Tiffany C Cox, MD, Laurel J Blair, MD, Ciara R Huntington, MD, Vedra A Augenstein, MD, FACS, B. Todd Heniford, MD, FACS. Carolinas Medical Center
Introduction: Complex abdominal wall reconstruction requires a myriad of skills to tailor the method of repair. Familiarity with advanced surgical techniques for both open and laparoscopic methods is critical. Deciding when to perform open hernia repair and what type of myofascial release to perform to obtain midline closure requires good understanding of abdominal wall anatomy and can be well demonstrated in the TAR approach.

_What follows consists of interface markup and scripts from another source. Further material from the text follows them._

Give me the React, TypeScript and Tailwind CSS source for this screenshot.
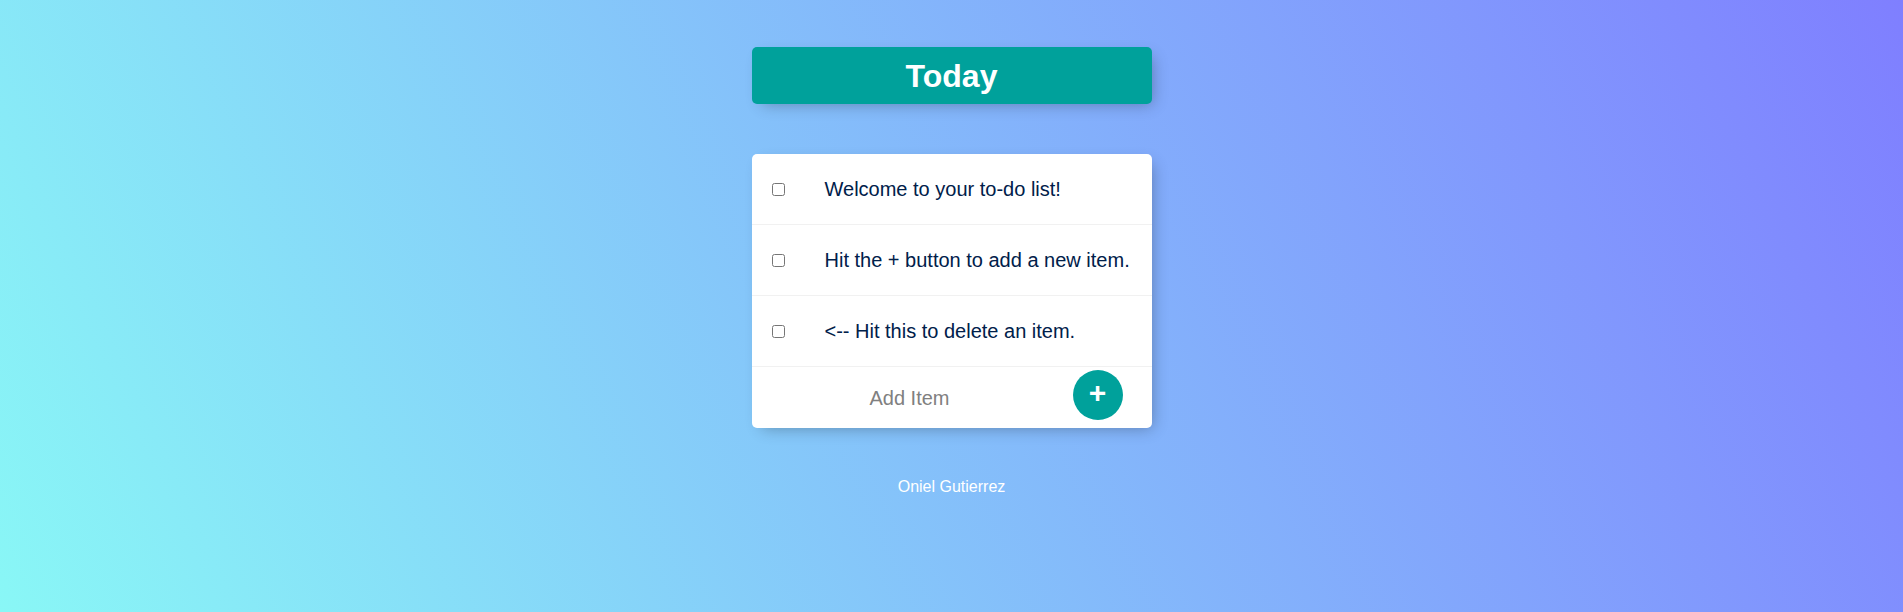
import { useState } from 'react';

const items = [
  'Welcome to your to-do list!',
  'Hit the + button to add a new item.',
  '<-- Hit this to delete an item.',
];

export default function App() {
  const [checked, setChecked] = useState<boolean[]>(items.map(() => false));

  return (
    <div className="min-h-screen w-full bg-[linear-gradient(65deg,#89f7f6,#7f7fff)] font-['Liberation_Sans',Arial,sans-serif] pt-[47px]">
      {/* Heading */}
      <div className="mx-auto w-[400px] h-[57px] rounded-[5px] bg-[#00a19b] shadow-[5px_5px_15px_-5px_rgba(0,0,0,0.3)] flex items-center justify-center">
        <h1 className="text-white text-[32px] font-bold leading-none">Today</h1>
      </div>

      {/* List */}
      <div className="mx-auto mt-[50px] w-[400px] rounded-[5px] bg-white shadow-[5px_5px_15px_-5px_rgba(0,0,0,0.3)]">
        {items.map((text, i) => (
          <div key={i} className="flex items-center min-h-[71px] border-b border-[#f1f1f1]">
            <input
              type="checkbox"
              checked={checked[i]}
              onChange={() => setChecked((c) => c.map((v, j) => (j === i ? !v : v)))}
              className="m-5 w-[13px] h-[13px]"
            />
            <p
              className={
                'p-5 text-[20px] text-[#00204a] leading-[23px] ' +
                (checked[i] ? 'line-through' : '')
              }
            >
              {text}
            </p>
          </div>
        ))}

        <form className="flex items-start pl-5 h-[61px]" onSubmit={(e) => e.preventDefault()}>
          <input
            type="text"
            placeholder="Add Item"
            className="w-[276px] h-[60px] mt-[1px] text-center text-[20px] outline-none placeholder:text-[#808080] text-[#00204a]"
          />
          <button
            type="submit"
            className="ml-[25px] mt-[3px] w-[50px] h-[50px] rounded-full bg-[#00a19b] text-white text-[30px] font-bold leading-none pb-[4px] flex items-center justify-center"
          >
            +
          </button>
        </form>
      </div>

      <footer className="mt-[47px] text-center text-white text-[16px]">Oniel Gutierrez</footer>
    </div>
  );
}
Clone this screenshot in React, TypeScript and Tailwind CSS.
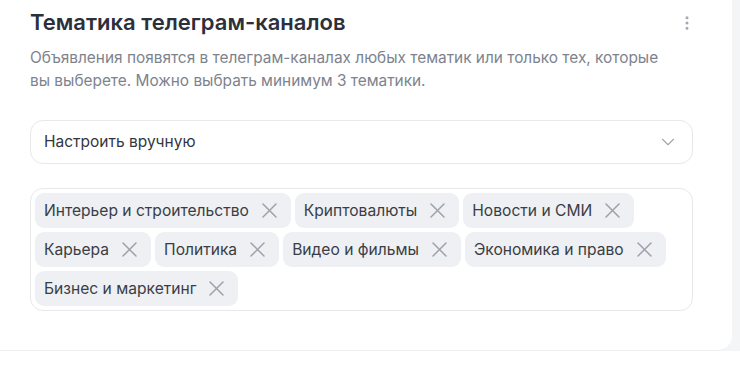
import { ChevronDown, EllipsisVertical } from "lucide-react";

const topics = [
  "Интерьер и строительство",
  "Криптовалюты",
  "Новости и СМИ",
  "Карьера",
  "Политика",
  "Видео и фильмы",
  "Экономика и право",
  "Бизнес и маркетинг",
];

function Cross() {
  return (
    <svg width="15" height="15" viewBox="0 0 15 15" fill="none" className="shrink-0">
      <path d="M1 1L14 14M14 1L1 14" stroke="#9ca1ab" strokeWidth="1.5" strokeLinecap="round" />
    </svg>
  );
}

function Chip({ label }: { label: string }) {
  return (
    <span className="flex h-[35px] items-center gap-[13px] rounded-[9px] bg-[#eef0f4] pl-[9px] pr-[14px] text-[15.6px] text-[#3a3d44]">
      {label}
      <Cross />
    </span>
  );
}

export default function App() {
  return (
    <div className="min-h-screen bg-white font-['Inter','Noto_Sans',sans-serif]">
      <div className="w-[740px] bg-[#f4f5f7]">
        <div className="w-[732px] rounded-br-[14px] border-b border-[#eceef1] bg-white pb-[39px] pl-[30px] pr-[39px] pt-[6px]">
          <div className="flex items-start justify-between">
            <h1 className="text-[22px] font-semibold leading-[32px] text-[#2b303b]">
              Тематика телеграм-каналов
            </h1>
            <EllipsisVertical size={18} className="mr-[-3px] mt-[8px] text-[#a3a8b1]" />
          </div>
          <p className="mt-[8px] text-[15.4px] leading-[23px] text-[#7d838d]">
            Объявления появятся в телеграм-каналах любых тематик или только тех, которые
            <br />
            вы выберете. Можно выбрать минимум 3 тематики.
          </p>

          <button className="mt-[28px] flex h-[44px] w-full items-center justify-between rounded-[13px] border border-[#e6e8ec] pl-[13px] pr-[13px] text-[15.5px] text-[#33363d]">
            Настроить вручную
            <ChevronDown size={22} strokeWidth={1.2} className="text-[#a0a5ae]" />
          </button>

          <div className="mt-[24px] flex flex-wrap gap-[4px] rounded-[13px] border border-[#e6e8ec] p-[4px] pr-[20px]">
            {topics.map((t) => (
              <Chip key={t} label={t} />
            ))}
          </div>
        </div>
      </div>
    </div>
  );
}
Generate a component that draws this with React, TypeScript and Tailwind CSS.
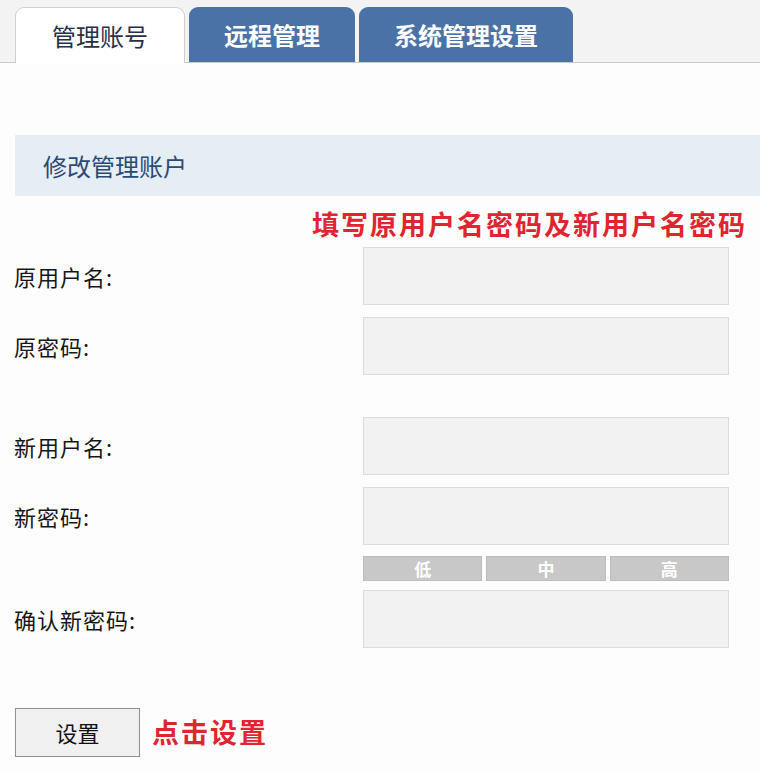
import React from "react";

const font = { fontFamily: '"Noto Sans CJK SC", "Noto Sans", sans-serif' };

function Row({ label, className = "" }: { label: string; className?: string }) {
  return (
    <div className={`flex items-center ${className}`}>
      <div className="w-[363px] pl-[14px] text-[22px] tracking-[1px] text-[#161616] leading-none">{label}</div>
      <div className="w-[366px] h-[58px] bg-[#f2f2f2] border border-[#dcdcdc]" />
    </div>
  );
}

export default function App() {
  return (
    <div className="w-[760px] h-[772px] bg-[#fdfdfd] overflow-hidden" style={font}>
      <div className="h-[63px] bg-[#f3f3f3] border-b border-[#c8c8c8] flex items-end pl-[15px] gap-[4px]">
        <div className="w-[170px] h-[56px] -mb-px bg-white border border-[#cfcfcf] border-b-0 rounded-t-[9px] flex items-center justify-center text-[24px] text-[#26304a]">
          管理账号
        </div>
        <div className="w-[166px] h-[55px] bg-[#4b72a6] rounded-t-[9px] flex items-center justify-center text-[24px] text-white font-bold">
          远程管理
        </div>
        <div className="w-[214px] h-[55px] bg-[#4b72a6] rounded-t-[9px] flex items-center justify-center text-[24px] text-white font-bold">
          系统管理设置
        </div>
      </div>

      <div className="mt-[72px] ml-[15px] h-[61px] bg-[#e5edf5] flex items-center pl-[28px] text-[24px] text-[#2a4a73]">
        修改管理账户
      </div>

      <div className="mt-[13px] pr-[13px] text-right text-[27px] tracking-[2px] font-bold text-[#e02430] leading-[30px]">
        填写原用户名密码及新用户名密码
      </div>

      <Row label="原用户名:" className="mt-[8px]" />
      <Row label="原密码:" className="mt-[12px]" />
      <Row label="新用户名:" className="mt-[42px]" />
      <Row label="新密码:" className="mt-[12px]" />

      <div className="flex mt-[11px]">
        <div className="w-[363px]" />
        <div className="w-[366px] h-[25px] flex gap-[4px]">
          {["低", "中", "高"].map((t) => (
            <div key={t} className="flex-1 bg-[#c8c8c8] border border-[#bdbdbd] flex items-center justify-center text-[17px] font-bold text-white leading-none">
              {t}
            </div>
          ))}
        </div>
      </div>

      <Row label="确认新密码:" className="mt-[9px]" />

      <div className="mt-[60px] pl-[15px] flex items-center gap-[12px]">
        <div className="w-[125px] h-[49px] bg-[#f0f0f0] border border-[#8f8f8f] flex items-center justify-center text-[22px] text-[#111]">
          设置
        </div>
        <div className="text-[27px] font-bold text-[#e02430] tracking-[2px]">点击设置</div>
      </div>
    </div>
  );
}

Case Description: A 66 year-old man with a history of diabetes mellitus, remote tobacco use, and a body mass index of 30 kg/m2 presented to our hernia referral center for evaluation of a complex ventral incisional hernia. The patient developed the hernia after undergoing a right hemicolectomy for reported perforated appendicitis in April 2013 at an outside facility. His recovery was complicated by extensive wound dehiscence requiring exploratory laparotomy, delayed primary closure of both fascia and skin necessitating the use of biologic mesh for eventual closure. On examination, the patient had an abdominal bulge and eventration of the mesh was noted on computed tomography with a defect size of 310cm2. Functionally, this was an abdominal wall hernia. After a thorough preoperative consultation, work up, and consent, the patient was taken to the operating room for open incisional hernia repair utilizing the TAR approach.
Description of TAR Procedure: After complete dissection of the excess skin and tissues overlying the hernia, the defect is visualized in its entirety. Entry into the retromuscular location is best accessed in the native tissue of the suprapubic region. Dissection into this avascular plane reveals the point of incision to expose the transversalis. The transversalis is then divided caudally into the space of Reitzus and continued cranially in the subxiphoid region above the falciform ligament. The divided transversalis is then bluntly dissected off the underlying fascia. These steps are repeated on the opposite side. Closure of the posterior sheath isolates abdominal contents from the mesh. The fascial defect is measured to select appropriate mesh size. Clamp placement in the midpoint of the mesh allows for a constant point of reference to avoid disproportionate mesh coverage during fixation. Complete mesh fixation is accomplished through a sequence of opposing counter-tension placement of transfascial sutures. Fascial closure commences in the subxiphoid region by marking out diastasis for incorporation in closure; intraoperative marking allows better cosmetic results while preventing rolling in of the fascia. Minimal subcutaneous flaps are created to allow advancement of skin midline. Talc is used for reduction in seroma formation. Interrupted deep dermal closure is performed with staple closure of the skin.
Discussion: The TAR repair is an elegant technique that is employed to gain midline approximation in complex hernias. Minimal subcutaneous dissection makes this component separation attractive when considering potential wound infections.